### REQUIRED WORK
Your task is to filter the data below down to the lines holding "components".

### SUPPLIED INFORMATION
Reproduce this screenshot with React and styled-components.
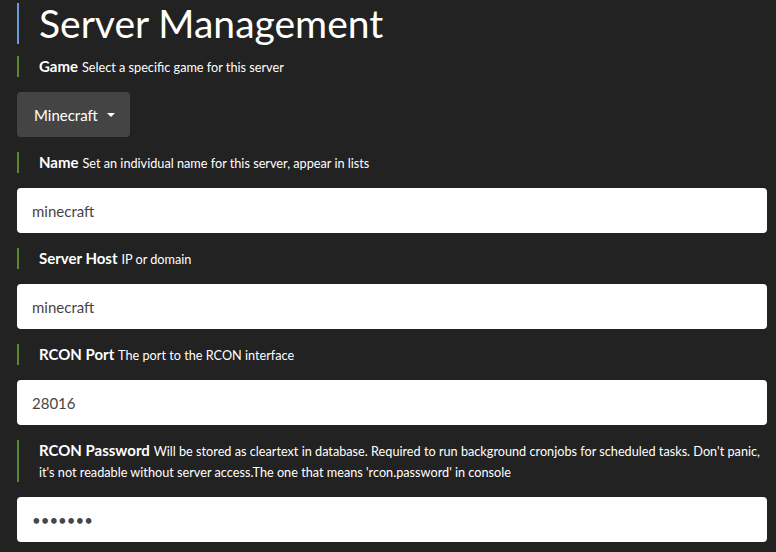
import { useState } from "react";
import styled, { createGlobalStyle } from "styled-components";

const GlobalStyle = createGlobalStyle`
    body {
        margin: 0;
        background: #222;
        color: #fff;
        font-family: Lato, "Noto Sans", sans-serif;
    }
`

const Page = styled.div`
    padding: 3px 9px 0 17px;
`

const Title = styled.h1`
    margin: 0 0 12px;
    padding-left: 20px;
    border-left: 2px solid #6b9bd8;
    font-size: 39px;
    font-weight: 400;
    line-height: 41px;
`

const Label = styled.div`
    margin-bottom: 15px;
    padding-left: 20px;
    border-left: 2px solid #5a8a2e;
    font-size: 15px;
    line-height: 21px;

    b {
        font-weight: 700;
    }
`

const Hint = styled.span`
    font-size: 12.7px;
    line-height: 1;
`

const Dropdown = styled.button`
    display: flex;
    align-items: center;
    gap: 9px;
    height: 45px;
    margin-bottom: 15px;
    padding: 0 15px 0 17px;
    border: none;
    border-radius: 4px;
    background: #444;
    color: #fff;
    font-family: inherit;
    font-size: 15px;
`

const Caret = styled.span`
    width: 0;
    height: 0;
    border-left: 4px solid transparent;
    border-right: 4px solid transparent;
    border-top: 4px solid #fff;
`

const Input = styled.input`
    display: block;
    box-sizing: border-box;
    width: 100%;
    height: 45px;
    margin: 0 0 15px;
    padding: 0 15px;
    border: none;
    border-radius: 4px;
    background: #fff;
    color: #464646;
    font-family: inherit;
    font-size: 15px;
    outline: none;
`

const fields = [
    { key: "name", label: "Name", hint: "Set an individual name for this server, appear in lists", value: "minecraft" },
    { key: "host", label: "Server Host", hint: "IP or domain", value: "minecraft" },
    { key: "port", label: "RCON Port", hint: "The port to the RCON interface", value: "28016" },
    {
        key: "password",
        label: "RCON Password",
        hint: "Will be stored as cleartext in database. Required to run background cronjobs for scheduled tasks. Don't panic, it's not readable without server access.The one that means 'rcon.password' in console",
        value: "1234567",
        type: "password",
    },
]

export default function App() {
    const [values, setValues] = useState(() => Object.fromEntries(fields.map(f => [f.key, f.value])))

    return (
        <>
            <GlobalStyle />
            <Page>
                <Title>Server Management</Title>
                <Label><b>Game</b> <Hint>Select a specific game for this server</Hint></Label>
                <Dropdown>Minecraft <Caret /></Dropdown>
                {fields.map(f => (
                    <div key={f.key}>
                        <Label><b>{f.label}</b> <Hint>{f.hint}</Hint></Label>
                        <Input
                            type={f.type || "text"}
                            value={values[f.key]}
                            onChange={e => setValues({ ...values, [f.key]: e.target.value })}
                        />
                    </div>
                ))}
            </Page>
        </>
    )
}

### RESULT FOR THIS TASK
Reproduce this screenshot with React and styled-components.
import styled, { createGlobalStyle } from "styled-components";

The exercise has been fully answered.